With a touch screen, Windows 8 sings. You can access all of Windows 8's features using a mouse and keyboard. But the experience was way better on our touch-screen-enabled desktop than with the non-touch laptop. As we expected, when using the tablet-style interface, touching the screen quickly became our primary means of control. In fact, when scrolling between screens in the photo or weather app, for example, or zooming in or out of maps, using the touchscreen was as much fun as using a tablet.
Still, for some purposes, we found the computer's physical keyboard more convenient. For example, it was far easier to type on than the onscreen keyboard that popped up. And it was often handier to use the physical keyboard's dedicated Windows key to exit from an app back to the home screen, rather than having to click the mouse very near the display's lower-left corner.
When we used the traditional Windows desktop interface, we were surprised at how easily we integrated the touch capability. Some activities, such as clicking on an icon, were more easily done with a mouse than the touch screen, because Windows icons are so small.
Overall, though, when engaging in some daily tasks that we have performed for years on computers without a touch screen, we found ourselves moving intuitively from the keyboard and mouse to the display, sometimes typing, sometimes clicking, sometimes touching. It was seamless, and required no thinking on our part—it just happened.
Without a touch screen, Windows 8 is no great shakes. Things were different with the laptop with a non-touch screen. With the new tablet-style interface, which invites you to tap and swipe with your fingers, we were frustrated at not being able to engage. Yes, we could use the laptop's touchpad, but the experience was hardly the same.
To be fair, the version of Windows 8 that we used didn't include a full-featured software driver for our laptop's touchpad, so we couldn't take advantage of all the gestures and swiping that should available for laptop touchpads after Windows 8 officially ships. That software should improve the touchpad experience. Even so, we don't expect that experience to fully match the "hands-on" feeling of a touch screen.
Using the traditional Windows desktop interface was very nearly the same as with Windows 7. We tried speeding up some activities by using Windows 8's keyboard shortcuts, but that was no substitute for the experience of using a touch screen.
Apps are like those on tablets. The tablet-style interface displays a mosaic of tiles—for mail, photos, video, games, weather, and every application on your computer. Many were "live" right out of the box, automatically displaying appropriate fresh content inside each tile from time to time. To run an app, you touch it or click on it.
To make other tiles live, we had to undertake a process we found onerous: Open a (free) Microsoft Live account and then sign into each tile's app with that account.
With Windows 8, Microsoft is jumping on the app-store bandwagon, although its store was sparsely populated when we visited it. Expect Microsoft to beef up the selection on October 26.
Here are some key apps that were included with Windows 8 out of the box:
- Mail: You can associate this tile with multiple e-mail accounts of your choosing.
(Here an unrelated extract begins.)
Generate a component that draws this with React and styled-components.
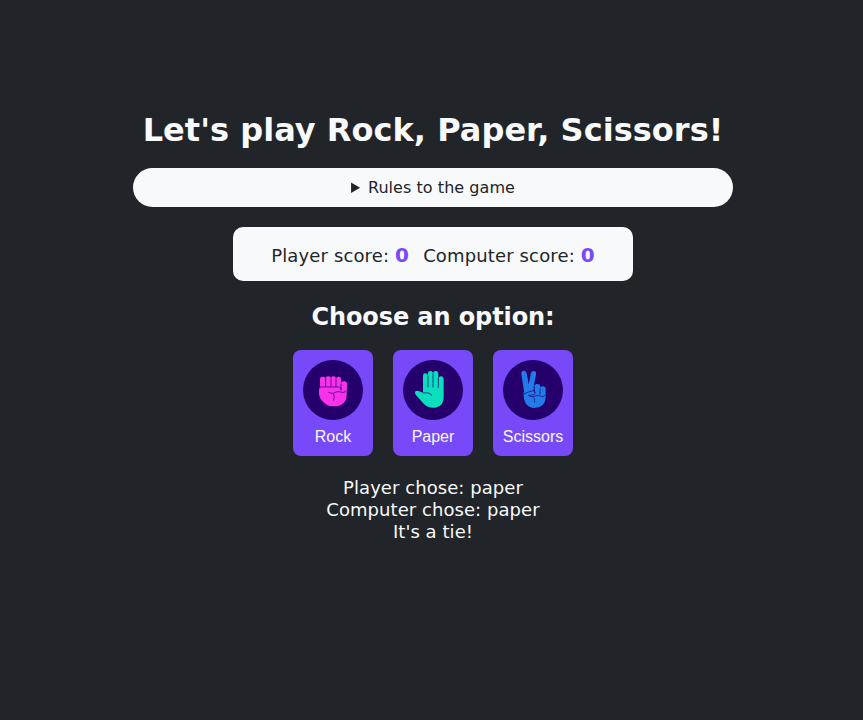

When a new message arrives in your inbox, the subject, sender, and some of the message itself will appear in the tile. But when we set up an AOL account, the contacts didn't show up in the People app (see below). When we tried composing new messages, no addresses were auto-filled.
- Calendar: This shows upcoming appointments on its tile. We'd like to have more options here, such as the ability to change when reminders are supposed to show up. Meeting notifications also pop up on your desktop, even when you're not on the touch interface.
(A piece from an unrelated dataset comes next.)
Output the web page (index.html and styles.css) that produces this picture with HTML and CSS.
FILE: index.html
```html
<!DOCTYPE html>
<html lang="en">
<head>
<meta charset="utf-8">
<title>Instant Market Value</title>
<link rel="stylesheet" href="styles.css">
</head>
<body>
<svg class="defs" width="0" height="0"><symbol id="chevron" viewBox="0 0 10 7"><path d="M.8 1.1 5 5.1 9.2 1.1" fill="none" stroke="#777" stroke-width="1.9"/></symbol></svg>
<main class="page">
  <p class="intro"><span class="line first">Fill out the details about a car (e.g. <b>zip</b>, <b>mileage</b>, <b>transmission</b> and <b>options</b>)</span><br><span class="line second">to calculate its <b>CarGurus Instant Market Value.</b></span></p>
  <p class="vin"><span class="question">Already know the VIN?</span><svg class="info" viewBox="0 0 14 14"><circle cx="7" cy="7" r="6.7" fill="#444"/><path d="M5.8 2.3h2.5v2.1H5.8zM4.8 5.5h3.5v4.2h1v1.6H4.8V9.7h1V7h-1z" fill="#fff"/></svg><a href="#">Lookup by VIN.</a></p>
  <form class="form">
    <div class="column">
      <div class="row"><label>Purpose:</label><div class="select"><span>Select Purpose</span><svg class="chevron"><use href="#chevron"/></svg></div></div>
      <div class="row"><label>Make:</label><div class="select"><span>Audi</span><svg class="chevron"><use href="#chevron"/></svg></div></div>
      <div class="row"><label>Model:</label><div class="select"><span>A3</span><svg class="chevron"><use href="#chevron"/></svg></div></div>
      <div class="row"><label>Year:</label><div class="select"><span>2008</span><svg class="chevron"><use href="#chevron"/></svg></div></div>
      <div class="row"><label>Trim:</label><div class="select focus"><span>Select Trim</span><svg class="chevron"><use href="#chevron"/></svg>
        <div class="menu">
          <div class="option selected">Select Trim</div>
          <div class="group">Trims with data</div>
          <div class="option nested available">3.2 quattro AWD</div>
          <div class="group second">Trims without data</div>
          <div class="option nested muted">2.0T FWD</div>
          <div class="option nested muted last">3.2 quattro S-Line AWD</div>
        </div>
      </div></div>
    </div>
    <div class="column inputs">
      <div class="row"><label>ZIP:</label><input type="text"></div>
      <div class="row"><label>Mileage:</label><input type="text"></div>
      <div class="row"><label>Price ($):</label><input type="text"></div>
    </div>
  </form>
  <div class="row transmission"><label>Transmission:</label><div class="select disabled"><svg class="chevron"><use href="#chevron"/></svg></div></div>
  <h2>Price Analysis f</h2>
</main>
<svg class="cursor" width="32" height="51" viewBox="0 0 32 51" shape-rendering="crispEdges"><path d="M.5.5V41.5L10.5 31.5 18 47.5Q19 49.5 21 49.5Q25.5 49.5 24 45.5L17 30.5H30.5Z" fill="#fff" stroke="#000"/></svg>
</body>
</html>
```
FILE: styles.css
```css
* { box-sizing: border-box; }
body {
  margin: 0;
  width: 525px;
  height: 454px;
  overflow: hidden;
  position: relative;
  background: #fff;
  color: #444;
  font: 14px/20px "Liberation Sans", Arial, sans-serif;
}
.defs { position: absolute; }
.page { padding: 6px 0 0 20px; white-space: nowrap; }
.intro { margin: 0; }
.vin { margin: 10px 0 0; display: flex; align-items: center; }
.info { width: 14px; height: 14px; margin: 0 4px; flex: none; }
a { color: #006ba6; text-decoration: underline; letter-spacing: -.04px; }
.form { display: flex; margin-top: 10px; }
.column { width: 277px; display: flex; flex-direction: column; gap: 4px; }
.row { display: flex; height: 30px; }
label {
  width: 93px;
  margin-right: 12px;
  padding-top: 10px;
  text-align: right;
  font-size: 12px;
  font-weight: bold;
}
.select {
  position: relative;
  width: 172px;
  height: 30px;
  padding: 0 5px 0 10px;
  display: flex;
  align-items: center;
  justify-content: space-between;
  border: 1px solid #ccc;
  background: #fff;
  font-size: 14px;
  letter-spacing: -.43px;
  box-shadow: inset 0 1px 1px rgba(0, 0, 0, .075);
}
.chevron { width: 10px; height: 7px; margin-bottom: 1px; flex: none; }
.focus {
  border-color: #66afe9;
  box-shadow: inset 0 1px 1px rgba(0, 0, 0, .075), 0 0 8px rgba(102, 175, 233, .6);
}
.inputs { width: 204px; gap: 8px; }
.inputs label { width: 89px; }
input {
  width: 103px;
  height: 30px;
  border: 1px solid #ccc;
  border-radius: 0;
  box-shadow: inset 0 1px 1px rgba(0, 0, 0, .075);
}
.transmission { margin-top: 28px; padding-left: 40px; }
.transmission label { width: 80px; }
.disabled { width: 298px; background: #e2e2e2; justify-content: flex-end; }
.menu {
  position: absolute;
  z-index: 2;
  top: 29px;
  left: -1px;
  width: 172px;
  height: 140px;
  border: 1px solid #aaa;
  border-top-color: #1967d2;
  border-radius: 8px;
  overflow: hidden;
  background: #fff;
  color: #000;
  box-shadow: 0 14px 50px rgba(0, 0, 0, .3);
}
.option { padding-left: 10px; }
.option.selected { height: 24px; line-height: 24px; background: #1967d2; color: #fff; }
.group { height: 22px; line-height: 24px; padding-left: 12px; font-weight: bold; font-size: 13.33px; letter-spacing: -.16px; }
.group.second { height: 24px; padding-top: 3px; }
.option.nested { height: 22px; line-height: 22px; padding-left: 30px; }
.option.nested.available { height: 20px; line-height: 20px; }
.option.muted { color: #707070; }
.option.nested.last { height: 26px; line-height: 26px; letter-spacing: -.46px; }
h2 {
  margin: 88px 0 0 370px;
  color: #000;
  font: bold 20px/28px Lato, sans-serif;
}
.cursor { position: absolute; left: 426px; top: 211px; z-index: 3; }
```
- People: This is much more than your typical contact list. It's all about social networking. You can import the contacts associated with your e-mail accounts, add add Facebook friends and Twitter followers, and interact with them all right within the People app. Notifications that you've received a post from a Facebook friend also show up on the Mail tile. We like the idea of integrating social networking wherever possible, but found the People app to be somewhat confusing to use at times.
Apps can multitask. In the tablet-style interface, we were able to open more than one app window at a time and even have an app from the tablet-style interface running in one window while a productivity app, such as a word processor, ran in another. But we found that only two windows could be visible side by side at the same time, with one filling about two-thirds of the screen and the other one-third. We couldn't adjust those windows to any other sizes. Pressing the Windows and Tab keys simultaneously brought up a panel that showed all the windows opened.
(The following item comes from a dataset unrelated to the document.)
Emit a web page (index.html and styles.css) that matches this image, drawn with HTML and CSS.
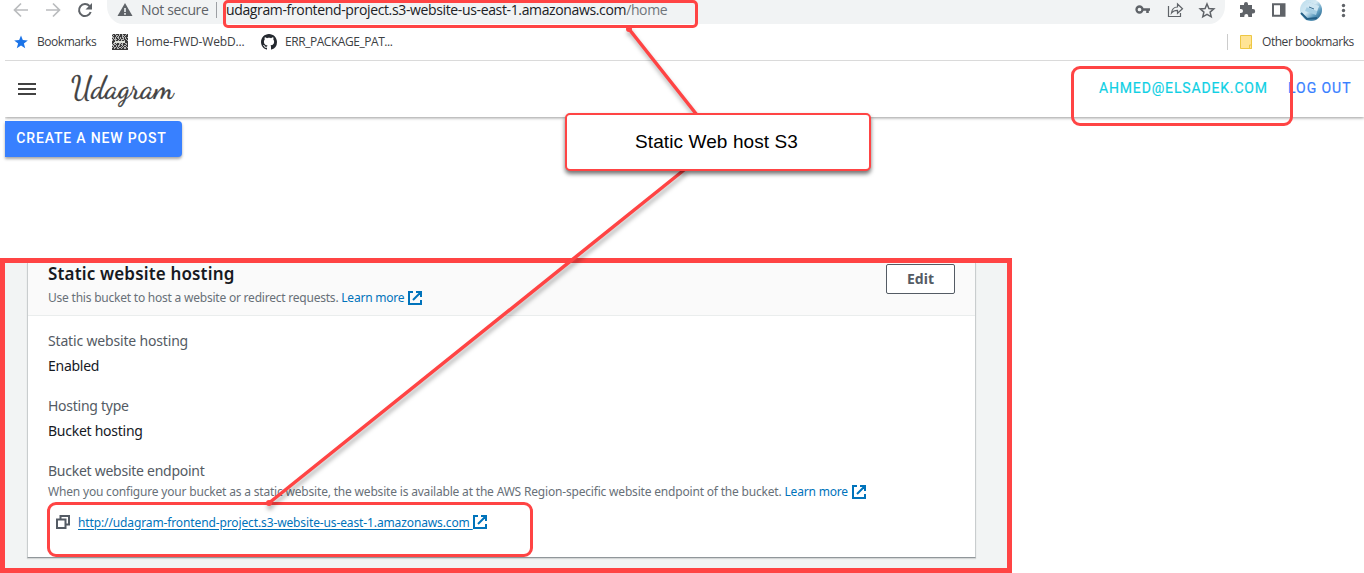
FILE: index.html
```html
<!DOCTYPE html>
<html lang="en">
<head>
<meta charset="utf-8">
<title>Udagram</title>
<link rel="stylesheet" href="styles.css">
</head>
<body>
<svg class="defs" aria-hidden="true">
  <symbol id="external" viewBox="0 0 14 14"><path d="M5 1H1v12h12V9M8 1h5v5M13 1 5 9" fill="none" stroke="currentColor" stroke-width="2"/></symbol>
</svg>
<div class="toolbar">
  <svg class="nav" viewBox="0 0 107 24" fill="none" stroke-width="1.7">
    <path d="M28 10H15M21 3.500l-6.500 6.500 6.500 6.500M46 10h13M53 3.500l6.500 6.500-6.500 6.500" stroke="#babcbe"/>
    <path d="M89.500 6A6 6 0 1 0 90.700 12" stroke="#5f6368" stroke-width="2"/><path d="M92 3v6.500h-6.500z" fill="#5f6368"/>
  </svg>
  <div class="omnibox">
    <svg class="warn" viewBox="0 0 16 14"><path d="M8 0 15.500 13H.5z" fill="#5f6368"/><path d="M8 5v4M8 10v1.700" stroke="#f1f3f4" stroke-width="1.600"/></svg>
    <span class="secure">Not secure</span>
    <span class="bar"></span>
    <span class="url">udagram-frontend-project.s3-website-us-east-1.amazonaws.com<span class="path">/home</span></span>
    <svg class="actions" viewBox="0 0 90 24" fill="none" stroke="#5f6368">
      <circle cx="5.500" cy="9.500" r="3" stroke-width="2.300"/><path d="M8 9.500h8M13.500 10v3" stroke-width="2.600"/>
      <path d="M34.500 6v10.500h12V13" stroke-width="1.200"/><path d="M37.500 13c.5-4 3-6 6-6V4l5 4.700-5 4.600v-3c-2.500 0-4.500.7-6 2.700z" stroke-width="1.200"/>
      <path d="m73 4 1.900 4.500 4.900.4-3.700 3.200 1.100 4.700-4.200-2.500-4.200 2.500 1.100-4.700-3.700-3.200 4.900-.4z" stroke-width="1.500"/>
    </svg>
  </div>
  <svg class="menu-icons" viewBox="0 0 139 24">
    <path d="M15 5h4V4a2 2 0 0 1 4 0v1h4v4h1a2.200 2.200 0 0 1 0 4.400h-1V17h-3.700v-1a2 2 0 0 0-4 0v1H15v-4h1a2 2 0 0 0 0-4h-1z" fill="#5f6368"/>
    <path d="M48 4.200h11.500v11.500H48z" fill="none" stroke="#5f6368" stroke-width="2"/><path d="M55 4h5v12h-5z" fill="#5f6368"/>
    <defs><linearGradient id="globe" x2="1" y2="1"><stop offset="0" stop-color="#b9dcec"/><stop offset=".45" stop-color="#d5e9f3"/><stop offset=".7" stop-color="#5f9dc0"/><stop offset="1" stop-color="#154d74"/></linearGradient></defs>
    <circle cx="86" cy="10" r="11" fill="url(#globe)"/><path d="m84 2 10 4-3 9-11-4z" fill="#a6cee3"/><path d="m84 2 10 4-2 5-11-4z" fill="#cfe6f2"/><path d="m84 7 5 2" stroke="#396d91"/><path d="m76 13 6 6 10-1" fill="none" stroke="#245f86" stroke-width="2"/>
    <g fill="#5f6368"><circle cx="118.500" cy="5.500" r="1.700"/><circle cx="118.500" cy="10.500" r="1.700"/><circle cx="118.500" cy="15.500" r="1.700"/></g>
  </svg>
</div>
<div class="bookmarks">
  <svg class="bm-star" viewBox="0 0 14 14"><path d="m7 .5 1.800 4.600 5 .3-3.900 3.100 1.300 4.800L7 10.600l-4.200 2.700 1.300-4.800L.2 5.400l5-.3z" fill="#1a73e8"/></svg>
  <span class="bm-text">Bookmarks</span>
  <svg class="bm-code" viewBox="0 0 16 16"><path d="M0 0h16v16H0z" fill="#3a3a3a"/><g fill="none" stroke="#b8b8b8"><path d="M0 .5h16" stroke-dasharray="1 2 1 3"/><path d="M1 1.500h15" stroke-dasharray="1 2 2 1"/><path d="M0 2.500h16" stroke-dasharray="1 3 1 1"/><path d="M0 3.500h16" stroke-dasharray="2 1 1 1"/><path d="M1 4.500h15" stroke-dasharray="1 1 1 2"/><path d="M0 5.500h16" stroke-dasharray="1 1 3 2"/><path d="M0 6.500h16" stroke-dasharray="1 2"/><path d="M3 7.500h10M2 8.500h11" stroke="#dde0d8"/><path d="M1 9.500h15" stroke-dasharray="2 1 1 2"/><path d="M0 10.500h16" stroke-dasharray="1 1 2 3"/><path d="M0 11.500h16" stroke-dasharray="2 2 1 1"/><path d="M1 12.500h15" stroke-dasharray="1 2 1 1"/><path d="M0 13.500h16" stroke-dasharray="1 1 2 1"/><path d="M2 14.500h14" stroke-dasharray="1 2 2 2"/></g></svg>
  <span class="bm-text home">Home-FWD-WebD...</span>
  <svg class="bm-git" viewBox="0 0 16 16"><path d="M8 0C3.580 0 0 3.580 0 8c0 3.540 2.290 6.530 5.470 7.590.4.070.55-.17.55-.38 0-.19-.01-.82-.01-1.490-2.010.37-2.530-.49-2.690-.94-.09-.23-.48-.94-.82-1.130-.28-.15-.68-.52-.01-.53.63-.01 1.080.58 1.230.82.72 1.210 1.870.87 2.330.66.07-.52.28-.87.51-1.070-1.780-.2-3.640-.89-3.640-3.950 0-.87.31-1.590.82-2.150-.08-.2-.36-1.020.08-2.120 0 0 .67-.21 2.200.82.64-.18 1.320-.27 2-.27s1.360.09 2 .27c1.530-1.040 2.200-.82 2.200-.82.44 1.100.16 1.920.08 2.120.51.56.82 1.270.82 2.150 0 3.070-1.870 3.750-3.650 3.950.29.25.54.73.54 1.480 0 1.070-.01 1.930-.01 2.200 0 .21.15.46.55.38A8.010 8.010 0 0 0 16 8c0-4.420-3.580-8-8-8z" fill="#24292f"/></svg>
  <span class="bm-text err">ERR_PACKAGE_PAT...</span>
  <span class="bm-divider"></span>
  <svg class="bm-folder" viewBox="0 0 12 14"><path d="M.5.5h11v13H.5z" fill="#ffe495" stroke="#edc744"/><path d="M9.500 10h2v3.500h-2z" fill="#ffe495" stroke="#edc744"/></svg>
  <span class="bm-text other">Other bookmarks</span>
</div>
<header class="app-header">
  <span class="burger"></span>
  <span class="brand">Udagram</span>
  <span class="email">AHMED@ELSADEK.COM</span>
  <span class="logout">LOG OUT</span>
</header>
<main class="content">
  <button class="create">CREATE A NEW POST</button>
  <section class="aws">
    <div class="card">
      <div class="card-head">
        <div>
          <h2>Static website hosting</h2>
          <p class="sub head-sub">Use this bucket to host a website or redirect requests. <a>Learn more</a><svg class="ext"><use href="#external"/></svg></p>
        </div>
        <button class="edit">Edit</button>
      </div>
      <dl>
        <dt class="l1">Static website hosting</dt><dd>Enabled</dd>
        <dt class="l2">Hosting type</dt><dd class="v2">Bucket hosting</dd>
        <dt class="l3">Bucket website endpoint</dt>
      </dl>
      <p class="sub end-sub">When you configure your bucket as a static website, the website is available at the AWS Region-specific website endpoint of the bucket. <a>Learn more</a><svg class="ext"><use href="#external"/></svg></p>
      <div class="endpoint">
        <svg class="copy" viewBox="0 0 14 14" fill="none" stroke="#545b64" stroke-width="2"><path d="M1 4.500h8.500V13H1zM4.500 4V1H13v8.500h-3"/></svg>
        <a>http://udagram-frontend-project.s3-website-us-east-1.amazonaws.com&nbsp;</a><svg class="ext"><use href="#external"/></svg>
      </div>
    </div>
  </section>
</main>
<div class="mark mark-url"></div>
<div class="mark mark-email"></div>
<div class="mark mark-endpoint"></div>
<svg class="lines" viewBox="0 0 1364 573"><g stroke="#ff4444" stroke-width="3.500" stroke-linecap="round"><path d="M629 29 697 115M684 170 269 503"/></g><g fill="#ff4444"><circle cx="629" cy="29" r="3"/><circle cx="269" cy="503" r="3"/></g></svg>
<div class="callout">Static Web host S3</div>
</body>
</html>
```

FILE: styles.css
```css
* { box-sizing: border-box; }
body { margin: 0; width: 1364px; height: 573px; overflow: hidden; position: relative; background: #fff; font-family: "Noto Sans", sans-serif; }
p, h2, dl, dd { margin: 0; }
svg { display: block; flex: none; }
span, a { white-space: nowrap; }
.defs { position: absolute; width: 0; height: 0; }

.toolbar { display: flex; height: 24px; }
.nav { width: 107px; height: 24px; }
.omnibox { width: 1118px; height: 24px; background: #f1f3f4; border-radius: 0 0 16px 16px / 0 0 18px 18px; display: flex; align-items: flex-start; padding-left: 10px; }
.warn { width: 16px; height: 14px; margin-top: 3px; }
.secure { font-family: "Open Sans", sans-serif; font-size: 14px; line-height: 20px; color: #5f6368; margin-left: 8px; width: 75px; letter-spacing: -.35px; }
.bar { width: 1px; height: 16px; margin-top: 2px; background: #9da0a4; }
.url { font-family: "Open Sans", sans-serif; font-size: 14px; line-height: 20px; color: #202124; margin-left: 9px; width: 908px; letter-spacing: -.36px; }
.path { color: #70757a; }
.actions { width: 90px; height: 24px; }
.menu-icons { width: 139px; height: 24px; }

.bookmarks { display: flex; align-items: center; height: 36px; padding-left: 14px; }
.bm-star { width: 14px; height: 14px; }
.bm-text { font-family: "Open Sans", sans-serif; font-size: 12px; line-height: 18px; color: #3c4043; margin-left: 9px; width: 75px; letter-spacing: -.45px; }
.bm-code { width: 16px; height: 16px; }
.home { margin-left: 8px; width: 125px; letter-spacing: -.15px; }
.bm-git { width: 16px; height: 16px; }
.err { margin-left: 8px; width: 943px; }
.bm-divider { width: 1px; height: 16px; background: #ccc; margin-left: -1px; }
.bm-folder { width: 12px; height: 14px; margin-left: 12px; }
.other { margin-left: 10px; width: auto; }

.app-header { position: relative; z-index: 1; margin-left: 5px; height: 57px; border-top: 1px solid #dadada; background: #fff; display: flex; box-shadow: 0 1px 3px rgba(0,0,0,.4); clip-path: inset(0 0 -6px 0); font-family: Roboto, sans-serif; font-size: 14px; }
.burger { width: 18px; height: 12px; margin: 22px 0 0 13px; border-top: 2px solid #424242; border-bottom: 2px solid #424242; background: linear-gradient(#424242, #424242) 0 3px / 18px 2px no-repeat; }
.brand { font-family: "Dancing Script", cursive; font-weight: 400; font-size: 30px; line-height: 34px; color: #424242; margin: 10px 0 0 35px; width: 1028px; letter-spacing: .1px; -webkit-text-stroke: .3px #424242; }
.email, .logout { line-height: 20px; font-weight: 400; letter-spacing: .84px; margin-top: 17px; -webkit-text-stroke: .2px; }
.email { color: #10d0e4; width: 189px; }
.logout { color: #3880ff; letter-spacing: .95px; }

.content { padding-top: 4px; }
.create { display: block; margin: 0 0 0 5px; padding: 0 4px 2px 0; width: 177px; height: 36px; border: 0; border-radius: 0 4px 4px 0; background: #3880ff; color: #fff; font: 500 14px Roboto, sans-serif; letter-spacing: .84px; text-align: center; box-shadow: 0 2px 3px rgba(0,0,0,.35); }
.aws { width: 1012px; height: 315px; margin-top: 101px; border: 5px solid #ff4444; background: #f2f4f4; padding-left: 22px; }
.card { width: 949px; height: 295px; background: #fff; border: 1px solid #c9cdce; border-top: 0; border-bottom-color: #90969a; box-shadow: 0 1px 1px rgba(0,0,0,.12); }
.card-head { display: flex; justify-content: space-between; height: 53px; padding: 0 20px; background: #fafafa; border-bottom: 1px solid #eaeded; }
h2 { font-size: 17px; line-height: 22px; font-weight: 600; color: #16191f; letter-spacing: .16px; white-space: nowrap; }
.sub { display: flex; align-items: center; white-space: pre; font-size: 12px; line-height: 18px; color: #687078; letter-spacing: -.186px; }
.sub a, .endpoint a { color: #0073bb; }
.head-sub { margin-top: 4px; letter-spacing: -.22px; }
.ext { width: 14px; height: 14px; margin-left: 4px; color: #0073bb; }
.edit { width: 69px; height: 30px; margin: 1px 0 0; padding: 0 0 2px; border: 1px solid #545b64; border-radius: 2px; background: #fff; font: 700 14px "Noto Sans", sans-serif; color: #545b64; }
dl { padding: 14px 20px 0; font-size: 14px; line-height: 22px; letter-spacing: -.26px; }
dt { color: #545b64; }
.l1 { letter-spacing: -.17px; }
dd { color: #16191f; margin-top: 3px; }
.l2, .l3 { margin-top: 18px; }
.end-sub { margin: 1px 0 0 20px; }
.endpoint { display: flex; align-items: center; margin: 11px 0 0 28px; height: 20px; font-size: 12px; letter-spacing: -.12px; }
.copy { width: 14px; height: 14px; margin-right: 8px; }
.endpoint a { text-decoration: underline; text-underline-offset: 2px; }
.endpoint .ext { margin-left: 0; }

/* Annotation layer */
.mark { position: absolute; z-index: 2; border: 3px solid #ff4444; }
.mark-url { left: 223px; top: 0; width: 475px; height: 28px; border-radius: 5px; }
.mark-email { left: 1071px; top: 66px; width: 222px; height: 60px; border-radius: 9px; }
.mark-endpoint { left: 47px; top: 502px; width: 486px; height: 55px; border-radius: 9px; }
.lines { position: absolute; z-index: 3; inset: 0; width: 1364px; height: 573px; filter: drop-shadow(1px 4px 2px rgba(0,0,0,.3)); }
.callout { position: absolute; z-index: 4; left: 565px; top: 113px; width: 306px; height: 58px; border: 2px solid #ff4444; border-radius: 5px; background: #fff; box-shadow: 0 3px 4px rgba(0,0,0,.55); font: 19px/54px "Liberation Sans", Arial, sans-serif; color: #000; text-align: center; padding-right: 3px; letter-spacing: .1px; }
```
Performance is unchanged. Microsoft hasn't claimed that Windows 8 will enhance the performance of your computer. And as our tests so far show, it doesn't; it performed much the same as Windows 7. Battery life tests also indicate that you probably won't see a big boost in battery juice either.
Some rough edges. Windows 8's desktop user interface does away with the Start menu that has been a fixture in the lower-left corner of the desktop on every version of Windows' desktop for 17 years. Performing all the functions that used belong to the Start menu, such as shutting the computer down or calling up the control panel, requires clicking elsewhere on the screen or executing keyboard shortcuts.
We found the change unnerving and uncomfortable. While learning new ways of doing things is the price of progress, simultaneously dropping the single most familiar control in Windows is a disservice to the millions who have relied on that control for nearly a generation. Microsoft could have waited until the next Windows version to wean users off the Start menu, although it's not obvious that the control needs to eliminated.
At least one company, Stardock, has already developed a Windows 8 application called Start 8 that restores the Start menu to its familiar place. When we tried it, it worked well.
Bottom line. Starting October 26, Windows 8 should be pre-installed on all, or nearly all, new Windows-based computers. If you don't need Windows 8's touch-screen features, the weeks leading up to that are a good time to grab a new computer, since prices will likely be dropping as stores make room for the new inventory.
If you're buying a new system after that, consider ones with a touchscreen, which will enhance your experience with this new version of Windows. The larger the display, the more touch capability will cost you.
If you're not buying a new computer, but your existing one has a touch screen, Windows 8 is worth the upgrade. If you don't have a touch screen, take a pass on Windows 8 for now.